Wylliams performed his Sweet In The Morning during a "Blasts From The Past And Deep Down Soul" dance event (curated by Dianne McIntyre) Wednesday, July 3 at the 1996 National Black Arts Festival [NBAF] in Atlanta, GA. That signature solo danced by Wylliams was shown along with a select array of presentations by other NBAF performance artists in a televised documentary of the festival - Ark of the Spirit - with Avery Brooks produced by Turner Broadcasting System.

==Death and legacy==
===Murder===
On the morning of Friday, September 13, 1996, Wylliams was found murdered in the bedroom of his Kansas City home, having been bludgeoned, doused with a flammable substance, and set on fire. The Jackson County medical examiner's office determined Wylliams had died of blunt trauma and smoke inhalation.

On September 17, 1996, suspect Timothy O. Evans was apprehended and charged with first-degree murder and armed criminal action, after significant evidence had been found to incriminate him. Prior to his encounter with Wylliams, Evans had told acquaintances he was going out to "jack" [rob] someone. On December 11, 1997, Evans was found guilty of first-degree murder, first-degree arson, and armed criminal action. He was given a life sentence in the beating death, a life sentence for armed criminal action, plus 15 years for first-degree arson.

===Praise===
Fellow-artistic director Mary Pat Henry described Wylliams as having “one of the most articulate bodies” in which one “could see every muscle and every move of the dance as it moved through him”. Wylliams was lauded by Kansas City Star classical-music-editor Scott Cantrell as having danced with “the quality of radium” and moving “with power and fine-tuned precision, but also with a riveting ecstasy”. After being witness to a solo danced by Wylliams, Katherine Dunham told Wylliams “you are pure poetry”.

The November 1983 performance by Wylliams as "Profit Jones" in Eleo Pomare's Radiance of the Dark during Eleo Pomare Dance Company's 25th anniversary season was reported in a New York Times review as being “show stopping”. A May 1985 NY Times review of dances presented by José Limón Dance Company's Clay Taliaferro cites "the impressive Leni Wylliams". During Fred Benjamin Dance Company's twentieth year celebration in 1989, Wylliams danced the solo Illuminations which Benjamin remarked "just about stopped the show!"

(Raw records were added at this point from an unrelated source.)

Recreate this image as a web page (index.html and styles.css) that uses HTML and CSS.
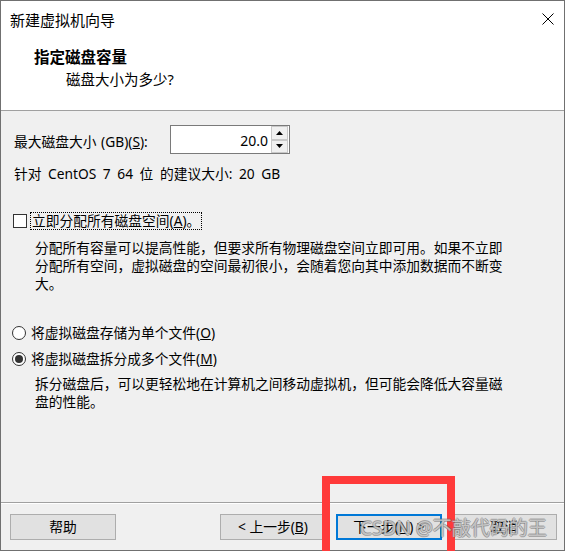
FILE: index.html
```html
<!DOCTYPE html>
<html lang="zh-CN">
<head>
<meta charset="utf-8">
<title>新建虚拟机向导</title>
<link rel="stylesheet" href="styles.css">
</head>
<body>
<div class="window">
  <div class="titlebar">
    <span class="title">新建虚拟机向导</span>
    <svg class="close" width="12" height="12" viewBox="0 0 12 12"><path d="M0.5 0.5 L11.5 11.5 M11.5 0.5 L0.5 11.5" stroke="#000" stroke-width="1" fill="none"/></svg>
  </div>
  <div class="header">
    <div class="h-title">指定磁盘容量</div>
    <div class="h-sub">磁盘大小为多少?</div>
  </div>
  <div class="content">
    <div class="size-row">
      <span class="size-label">最大磁盘大小 (GB)(<u>S</u>):</span>
      <div class="spin">
        <span class="spin-value">20.0</span>
        <div class="spin-btns">
          <div class="spin-btn"><svg width="7" height="4" viewBox="0 0 7 4"><path d="M3.5 0 L7 4 L0 4 Z" fill="#000"/></svg></div>
          <div class="spin-btn"><svg width="7" height="4" viewBox="0 0 7 4"><path d="M0 0 L7 0 L3.5 4 Z" fill="#000"/></svg></div>
        </div>
      </div>
    </div>
    <div class="hint">针对 CentOS 7 64 位 的建议大小: 20 GB</div>
    <div class="check-row">
      <span class="checkbox"></span>
      <span class="focus-label">立即分配所有磁盘空间(<u>A</u>)。</span>
    </div>
    <p class="desc">分配所有容量可以提高性能，但要求所有物理磁盘空间立即可用。如果不立即分配所有空间，虚拟磁盘的空间最初很小，会随着您向其中添加数据而不断变大。</p>
    <div class="radio-row first">
      <span class="radio"></span>
      <span>将虚拟磁盘存储为单个文件(<u>O</u>)</span>
    </div>
    <div class="radio-row">
      <span class="radio checked"></span>
      <span>将虚拟磁盘拆分成多个文件(<u>M</u>)</span>
    </div>
    <p class="desc desc-split">拆分磁盘后，可以更轻松地在计算机之间移动虚拟机，但可能会降低大容量磁盘的性能。</p>
  </div>
  <div class="footer">
    <button class="btn">帮助</button>
    <span class="spacer"></span>
    <button class="btn">&lt; 上一步(<u>B</u>)</button>
    <button class="btn btn-default">下一步(<u>N</u>) &gt;</button>
    <button class="btn btn-cancel">取消</button>
  </div>
  <div class="annot"></div>
  <div class="watermark">CSDN @不敲代码的王</div>
</div>
</body>
</html>
```

FILE: styles.css
```css
html, body {
  margin: 0;
  padding: 0;
  background: #ffffff;
  overflow: hidden;
}

body {
  font-family: "Noto Sans", "Noto Sans CJK SC", sans-serif;
  color: #000;
}

.window {
  position: relative;
  width: 565px;
  height: 551px;
  box-sizing: border-box;
  border: 1px solid #707070;
  display: flex;
  flex-direction: column;
  background: #f0f0f0;
}

.titlebar {
  height: 39px;
  background: #fff;
  display: flex;
  justify-content: space-between;
  padding: 0 10px 0 9px;
}

.title {
  font-size: 15px;
  line-height: 39px;
}

.close {
  margin-top: 12px;
}

.header {
  background: #fff;
  padding: 6px 0 20px 0;
  border-bottom: 1px solid #a0a0a0;
}

.h-title {
  font-size: 15.5px;
  font-weight: bold;
  line-height: 22px;
  padding-left: 33px;
}

.h-sub {
  font-size: 14.5px;
  line-height: 22px;
  padding-left: 65px;
}

.content {
  flex: 1;
  padding-left: 12px;
  font-size: 13.75px;
}

.size-row {
  margin-top: 14px;
  display: flex;
  align-items: center;
  height: 29px;
}

.size-label {
  width: 156px;
  padding-left: 1px;
  padding-top: 4px;
  line-height: 20px;
  word-spacing: 1px;
}

.spin {
  width: 120px;
  height: 29px;
  box-sizing: border-box;
  border: 1px solid #7a7a7a;
  background: #fff;
  display: flex;
  justify-content: flex-end;
  align-items: center;
}

.spin-value {
  font-size: 14px;
  padding-right: 3px;
  padding-top: 1px;
}

.spin-btns {
  width: 17px;
  height: 27px;
  display: flex;
  flex-direction: column;
  margin-right: 1px;
}

.spin-btn {
  flex: 1;
  box-sizing: border-box;
  border: 1px solid #c8c8c8;
  background: #f0f0f0;
  display: flex;
  align-items: center;
  justify-content: center;
}

.hint {
  margin-top: 10px;
  line-height: 20px;
  padding-left: 1px;
  word-spacing: 3px;
}

.check-row {
  margin-top: 28px;
  display: flex;
  align-items: center;
  height: 18px;
}

.checkbox {
  width: 14px;
  height: 14px;
  box-sizing: border-box;
  border: 1px solid #333;
  background: #fff;
  margin-right: 3px;
}

.focus-label {
  border: 1px dotted #000;
  line-height: 16px;
  padding: 0 1px;
}

.desc {
  margin: 9px 0 0 0;
  padding-left: 22px;
  width: 472px;
  line-height: 18px;
}

.radio-row {
  display: flex;
  align-items: center;
  line-height: 20px;
  margin-top: 6px;
}

.radio-row.first {
  margin-top: 30px;
}

.radio {
  width: 14px;
  height: 14px;
  box-sizing: border-box;
  border: 1px solid #333;
  border-radius: 50%;
  background: #fff;
  margin-left: -1px;
  margin-right: 5px;
  display: flex;
  align-items: center;
  justify-content: center;
}

.radio.checked::after {
  content: "";
  width: 8px;
  height: 8px;
  border-radius: 50%;
  background: #333;
}

.desc-split {
  margin-top: 6px;
}

.footer {
  height: 48px;
  box-sizing: border-box;
  border-top: 1px solid #a0a0a0;
  box-shadow: inset 0 1px #fff;
  padding: 11px 7px 0 9px;
  display: flex;
  align-items: flex-start;
}

.spacer {
  flex: 1;
}

.btn {
  width: 106px;
  height: 26px;
  box-sizing: border-box;
  border: 1px solid #adadad;
  background: #e1e1e1;
  font-family: "Noto Sans", "Noto Sans CJK SC", sans-serif;
  font-size: 13.75px;
  color: #000;
  padding: 0;
  line-height: 22px;
}

.btn-default {
  border: 2px solid #0078d7;
  margin-left: 10px;
}

.btn-cancel {
  margin-left: 9px;
}

.annot {
  position: absolute;
  left: 321px;
  top: 475px;
  width: 133px;
  height: 90px;
  box-sizing: border-box;
  border: 8px solid #ff3a3a;
}

.watermark {
  position: absolute;
  left: 359px;
  top: 514px;
  font-family: "Noto Sans", "Noto Sans CJK SC", sans-serif;
  font-size: 19px;
  line-height: 26px;
  color: rgba(255, 255, 255, 0.55);
  text-shadow: 1px 0 0 rgba(110, 110, 110, 0.5), -1px 0 0 rgba(110, 110, 110, 0.5), 0 1px 0 rgba(110, 110, 110, 0.5), 0 -1px 0 rgba(110, 110, 110, 0.5);
  white-space: nowrap;
}
```
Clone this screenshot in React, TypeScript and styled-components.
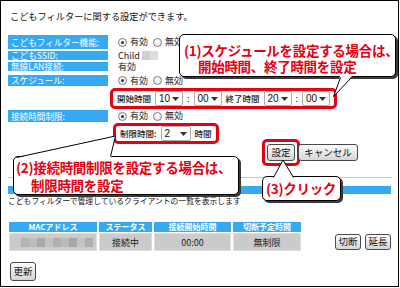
import React from 'react';
import styled, { createGlobalStyle } from 'styled-components';

const BLUE = '#35a9f4';
const RED = '#e60012';

const GlobalStyle = createGlobalStyle`
    body {
        margin: 0;
        background: #fff;
        font-family: "Noto Sans CJK JP", "Liberation Sans", sans-serif;
        color: #222;
    }
`;

type SelectProps = { value: string; width?: number };

const Select = ({ value, width = 28 }: SelectProps) => (
    <SelectBox $w={width}>
        <span>{value}</span>
        <svg width="7" height="4" viewBox="0 0 7 4"><polygon points="0,0 7,0 3.5,4" fill="#333" /></svg>
    </SelectBox>
);

const RadioPair = ({ on }: { on: boolean }) => (
    <RadioGroup>
        <Radio $checked={on} /><RadioText>有効</RadioText>
        <Radio $checked={!on} /><RadioText>無効</RadioText>
    </RadioGroup>
);

const blurShades = ['#c9c9c9', '#b4b4b4', '#bdbdbd', '#a9a9a9', '#c2c2c2', '#b0b0b0', '#bababa', '#a6a6a6', '#c4c4c4', '#afafaf'];

export default function App() {
    return (
        <>
            <GlobalStyle />
            <Frame>
                <Title>こどもフィルターに関する設定ができます。</Title>

                <FormRow $h={14} $gap={2}>
                    <Label>こどもフィルター機能:</Label>
                    <Value><RadioPair on /></Value>
                </FormRow>
                <FormRow $h={9} $gap={2}>
                    <Label>こどもSSID:</Label>
                    <Value>
                        Child
                        <BlurBlock $c="#cfcfcf" />
                        <BlurBlock $c="#dedede" />
                    </Value>
                </FormRow>
                <FormRow $h={9} $gap={4}>
                    <Label>無線LAN接続:</Label>
                    <Value>有効</Value>
                </FormRow>
                <FormRow $h={11} $gap={0}>
                    <Label>スケジュール:</Label>
                    <Value><RadioPair on /></Value>
                </FormRow>

                <Highlight $ml={102} $mt={2} $mb={1}>
                    <FieldText>開始時間</FieldText>
                    <Select value="10" />
                    <Colon>:</Colon>
                    <Select value="00" />
                    <FieldText>終了時間</FieldText>
                    <Select value="20" />
                    <Colon>:</Colon>
                    <Select value="00" />
                </Highlight>

                <FormRow $h={12} $gap={1}>
                    <Label>接続時間制限:</Label>
                    <Value><RadioPair on /></Value>
                </FormRow>

                <Highlight $ml={105} $mt={0} $mb={0}>
                    <FieldText>制限時間:</FieldText>
                    <Select value="2" width={30} />
                    <FieldText>時間</FieldText>
                </Highlight>

                <ButtonRow>
                    <ButtonMark>
                        <Button $w={28} $h={17}>設定</Button>
                    </ButtonMark>
                    <Button $w={60} $h={17}>キャンセル</Button>
                </ButtonRow>

                <Rule />
                <SectionBar />
                <Note>こどもフィルターで管理しているクライアントの一覧を表示します</Note>

                <ListArea>
                    <ClientGrid>
                        <HeadCell>MACアドレス</HeadCell>
                        <HeadCell>ステータス</HeadCell>
                        <HeadCell>接続開始時間</HeadCell>
                        <HeadCell>切断予定時間</HeadCell>
                        <Cell>
                            <BlurStrip>
                                {blurShades.map((c, i) => <BlurBlock key={i} $c={c} />)}
                            </BlurStrip>
                        </Cell>
                        <Cell>接続中</Cell>
                        <Cell>00:00</Cell>
                        <Cell>無制限</Cell>
                    </ClientGrid>
                    <RowButtons>
                        <Button $w={26} $h={16}>切断</Button>
                        <Button $w={26} $h={16}>延長</Button>
                    </RowButtons>
                </ListArea>

                <RefreshRow>
                    <Button $w={26} $h={19}>更新</Button>
                </RefreshRow>

                <Callout $left={178} $top={33} $w={217} $h={43} $pt={7} $pl={4}>
                    <CalloutLine $indent={0}>(1)スケジュールを設定する場合は、</CalloutLine>
                    <CalloutLine $indent={14}>開始時間、終了時間を設定</CalloutLine>
                    <Tail style={{ left: 150, top: 38 }} width="26" height="26">
                        <polygon points="10,3 22,3 3.5,23.5" fill="#fff" />
                        <polyline points="10.5,4.5 3.5,23.5 21.5,4.5" fill="none" stroke="#000" strokeWidth="1" />
                    </Tail>
                </Callout>

                <Callout $left={12} $top={155} $w={226} $h={39} $pt={1} $pl={2}>
                    <CalloutLine $indent={0} $lh={18}>(2)接続時間制限を設定する場合は、</CalloutLine>
                    <CalloutLine $indent={15} $lh={18}>制限時間を設定</CalloutLine>
                    <Tail style={{ left: 0, top: -22 }} width="110" height="24">
                        <polygon points="4,22.5 97,22.5 101.5,1" fill="#fff" />
                        <polyline points="2.5,22.5 101.5,1 96.5,21.5" fill="none" stroke="#000" strokeWidth="1" />
                    </Tail>
                </Callout>

                <Callout $left={261} $top={175} $w={79} $h={25} $pt={0} $pl={3}>
                    <CalloutLine $indent={0} $lh={23}>(3)クリック</CalloutLine>
                    <Tail style={{ left: 5, top: -20 }} width="30" height="22">
                        <polygon points="5,21.5 26,21.5 15,3" fill="#fff" />
                        <polyline points="5.5,20.5 15,3 25.5,20.5" fill="none" stroke="#000" strokeWidth="1" />
                    </Tail>
                </Callout>
            </Frame>
        </>
    );
}

const Frame = styled.div`
    position: relative;
    width: 399px;
    height: 287px;
    box-sizing: border-box;
    border: 1px solid #000;
    padding: 0 7px;
    overflow: hidden;
    background: #fff;
`;

const Title = styled.div`
    padding: 9px 0 0 2px;
    height: 12px;
    font-size: 9.2px;
    line-height: 12px;
    color: #111;
    margin-bottom: 13px;
`;

const FormRow = styled.div<{ $h: number; $gap: number }>`
    display: flex;
    align-items: stretch;
    height: ${p => p.$h}px;
    line-height: ${p => p.$h}px;
    margin-bottom: ${p => p.$gap}px;
`;

const Label = styled.div`
    width: 100px;
    box-sizing: border-box;
    padding-left: 3px;
    background: ${BLUE};
    color: #fff;
    font-size: 8.6px;
    white-space: nowrap;
`;

const Value = styled.div`
    display: flex;
    align-items: center;
    padding-left: 10px;
    font-size: 9px;
    color: #222;
`;

const RadioGroup = styled.div`
    display: flex;
    align-items: center;
`;

const Radio = styled.span<{ $checked: boolean }>`
    position: relative;
    width: 9px;
    height: 9px;
    box-sizing: border-box;
    border: 1px solid #7d7d7d;
    border-radius: 50%;
    background: radial-gradient(circle at 40% 35%, #fff 0%, #e2e2e2 100%);

    &::after {
        content: '';
        display: ${p => (p.$checked ? 'block' : 'none')};
        position: absolute;
        left: 2px;
        top: 2px;
        width: 3px;
        height: 3px;
        border-radius: 50%;
        background: #1c2f6e;
    }
`;

const RadioText = styled.span`
    font-size: 9px;
    margin: 0 5px 0 3px;
`;

const BlurBlock = styled.span<{ $c: string }>`
    display: inline-block;
    width: 8px;
    height: 9px;
    background: ${p => p.$c};
    &:first-of-type {
        margin-left: 2px;
    }
`;

const Highlight = styled.div<{ $ml: number; $mt: number; $mb: number }>`
    display: flex;
    align-items: center;
    gap: 4px;
    width: fit-content;
    height: 21px;
    box-sizing: border-box;
    margin: ${p => p.$mt}px 0 ${p => p.$mb}px ${p => p.$ml}px;
    padding: 0 4px;
    border: 3px solid ${RED};
    border-radius: 5px;
    background: #fff;
    line-height: 1;
`;

const FieldText = styled.span`
    font-size: 8.5px;
    font-weight: 500;
    color: #222;
    white-space: nowrap;
`;

const Colon = styled.span`
    font-size: 9px;
    color: #333;
`;

const SelectBox = styled.div<{ $w: number }>`
    display: flex;
    align-items: center;
    justify-content: space-between;
    width: ${p => p.$w}px;
    height: 15px;
    box-sizing: border-box;
    padding: 0 3px 0 3px;
    border: 1px solid #a9b0b8;
    border-radius: 2px;
    background: #fff;
    font-family: "Liberation Sans", sans-serif;
    font-size: 10px;
    color: #111;
`;

const ButtonRow = styled.div`
    display: flex;
    align-items: center;
    height: 27px;
    margin: -5px 0 0 254px;
`;

const ButtonMark = styled.div`
    display: flex;
    padding: 2px;
    border: 3px solid ${RED};
    border-radius: 5px;
    margin-right: -2px;
`;

const Button = styled.div<{ $w: number; $h: number }>`
    display: flex;
    align-items: center;
    justify-content: center;
    width: ${p => p.$w}px;
    height: ${p => p.$h}px;
    box-sizing: border-box;
    border: 1px solid #4a4a4a;
    border-radius: 3px;
    background: linear-gradient(#fbfbfb, #d6d6d6);
    font-size: 9.5px;
    line-height: 1;
    color: #111;
    white-space: nowrap;
`;

const Rule = styled.div`
    height: 1px;
    margin-top: 11px;
    background: #c8c8c8;
`;

const SectionBar = styled.div`
    height: 8px;
    margin-top: 8px;
    background: ${BLUE};
`;

const Note = styled.div`
    margin-top: 2px;
    height: 10px;
    font-size: 7.8px;
    line-height: 10px;
    color: #111;
    white-space: nowrap;
`;

const ListArea = styled.div`
    display: flex;
    align-items: flex-end;
    margin: 16px 0 0 1px;
`;

const ClientGrid = styled.div`
    display: grid;
    grid-template-columns: 88px 53px 77px 68px;
    grid-template-rows: 10px 18px;
    column-gap: 2px;
    row-gap: 1px;
`;

const HeadCell = styled.div`
    display: flex;
    align-items: center;
    justify-content: center;
    background: ${BLUE};
    color: #fff;
    font-size: 8px;
    font-weight: 700;
    line-height: 10px;
`;

const Cell = styled.div`
    display: flex;
    align-items: center;
    justify-content: center;
    background: #cbcbcb;
    border: 1px solid #dedede;
    font-size: 9px;
    color: #222;
`;

const BlurStrip = styled.div`
    display: flex;
    & > span:first-of-type {
        margin-left: 0;
    }
`;

const RowButtons = styled.div`
    display: flex;
    gap: 4px;
    margin-left: auto;
    margin-bottom: 1px;
`;

const RefreshRow = styled.div`
    display: flex;
    margin: 11px 0 0 2px;
`;

const Callout = styled.div<{ $left: number; $top: number; $w: number; $h: number; $pt: number; $pl: number }>`
    position: absolute;
    left: ${p => p.$left}px;
    top: ${p => p.$top}px;
    width: ${p => p.$w}px;
    height: ${p => p.$h}px;
    box-sizing: border-box;
    padding: ${p => p.$pt}px 0 0 ${p => p.$pl}px;
    border: 1px solid #000;
    border-radius: 5px;
    background: #fff;
    box-shadow: 2px 2px 0 #3a3a3a;
    z-index: 2;
`;

const CalloutLine = styled.div<{ $indent: number; $lh?: number }>`
    padding-left: ${p => p.$indent}px;
    color: ${RED};
    font-size: 13.5px;
    font-weight: 700;
    line-height: ${p => p.$lh ?? 16}px;
    white-space: nowrap;
    letter-spacing: -0.3px;
`;

const Tail = styled.svg`
    position: absolute;
    overflow: visible;
`;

As an instructor, Wyllliams was praised as having the ability to inspire dancers to believe in themselves – to believe the impossible was possible. If a class was stuck, Wylliams would sing Summertime and tell the students to start moving to it.

===Tributes===
Awards established and/or named in honor of Leni Wylliams :
- Leni Wylliams Award presented by Cleo Robinson Dance, Denver: Saluting achievements in Choreography and Innovation.
- Summertime Award presented by Coquitlam District Music Festival, Port Coquitlam, BC, Canada : A glass memorial trophy with a willow tree etched into it - inscribed "In memory of Leni Wylliams, an adjudicator, that had soul, artistry, and the incredible ability to make young dancers believe in themselves" - presented with a small bursary during Honour Performance at the end of each Coquitlam District Music Festival.

==Wylliams/Henry Danse Theatre==
The company built by co-artistic directors Leni Wylliams and Mary Pat Henry has been considered an influential contributor to the development of dance in the Midwestern United States. Wylliams/Henry Contemporary Dance Company (formerly Wylliams/Henry Danse Theatre) maintains a repertory of more than 100 works.

It has been noted for its athletic style and for presenting works drawn from a rich archive of American modern dance traditions. The company's repertory contains not only their own works, but also dances by a range of choreographers.